## Dataset content:
⟨

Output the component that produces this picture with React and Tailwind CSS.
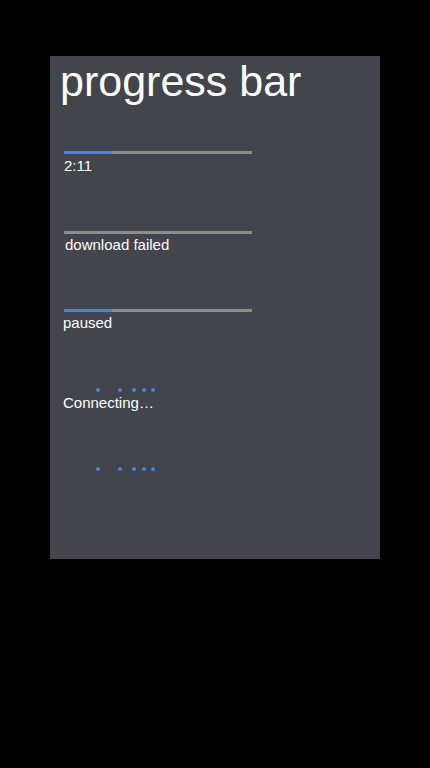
import React from "react";

function Bar({ value, className = "" }) {
  return (
    <div className={`ml-[14px] w-[188px] h-[3px] bg-[#8c8d8c] flex ${className}`}>
      {value > 0 && <div className="h-full bg-[#3b88e6]" style={{ width: `${value}%` }} />}
    </div>
  );
}

function Dots({ className = "" }) {
  return (
    <div className={`flex h-[4px] ${className}`}>
      <span className="ml-[46px] w-[4px] h-[4px] rounded-full bg-[#3b88e6]" />
      <span className="ml-[18px] w-[4px] h-[4px] rounded-full bg-[#3b88e6]" />
      <span className="ml-[10px] w-[4px] h-[4px] rounded-full bg-[#3b88e6]" />
      <span className="ml-[6px] w-[4px] h-[4px] rounded-full bg-[#3b88e6]" />
      <span className="ml-[5px] w-[4px] h-[4px] rounded-full bg-[#3b88e6]" />
    </div>
  );
}

export default function App() {
  return (
    <div
      className="w-[430px] h-[768px] bg-black pt-[56px] pl-[50px]"
      style={{ fontFamily: '"Liberation Sans", Arial, sans-serif' }}
    >
      <div className="w-[330px] h-[503px] bg-[#42454c] flex flex-col text-white">
        <h1 className="mt-[4px] ml-[10px] text-[43px] leading-[42px]">progress bar</h1>

        <Bar value={25.5} className="mt-[49px]" />
        <div className="mt-[3px] ml-[14px] text-[15px] leading-[17px]">2:11</div>

        <Bar value={0} className="mt-[57px]" />
        <div className="mt-[2px] ml-[15px] text-[15px] leading-[17px]">download failed</div>

        <Bar value={25.5} className="mt-[56px]" />
        <div className="mt-[2px] ml-[13px] text-[15px] leading-[17px]">paused</div>

        <Dots className="mt-[57px]" />
        <div className="mt-[2px] ml-[13px] text-[15px] leading-[17px]">Connecting…</div>

        <Dots className="mt-[56px]" />
      </div>
    </div>
  );
}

⟩

## What is required:
Extract the lines exactly, please: the first line of the listing, the line with "import React from", and every line between them, but no pictures.

## Response:
Output the component that produces this picture with React and Tailwind CSS.
import React from "react";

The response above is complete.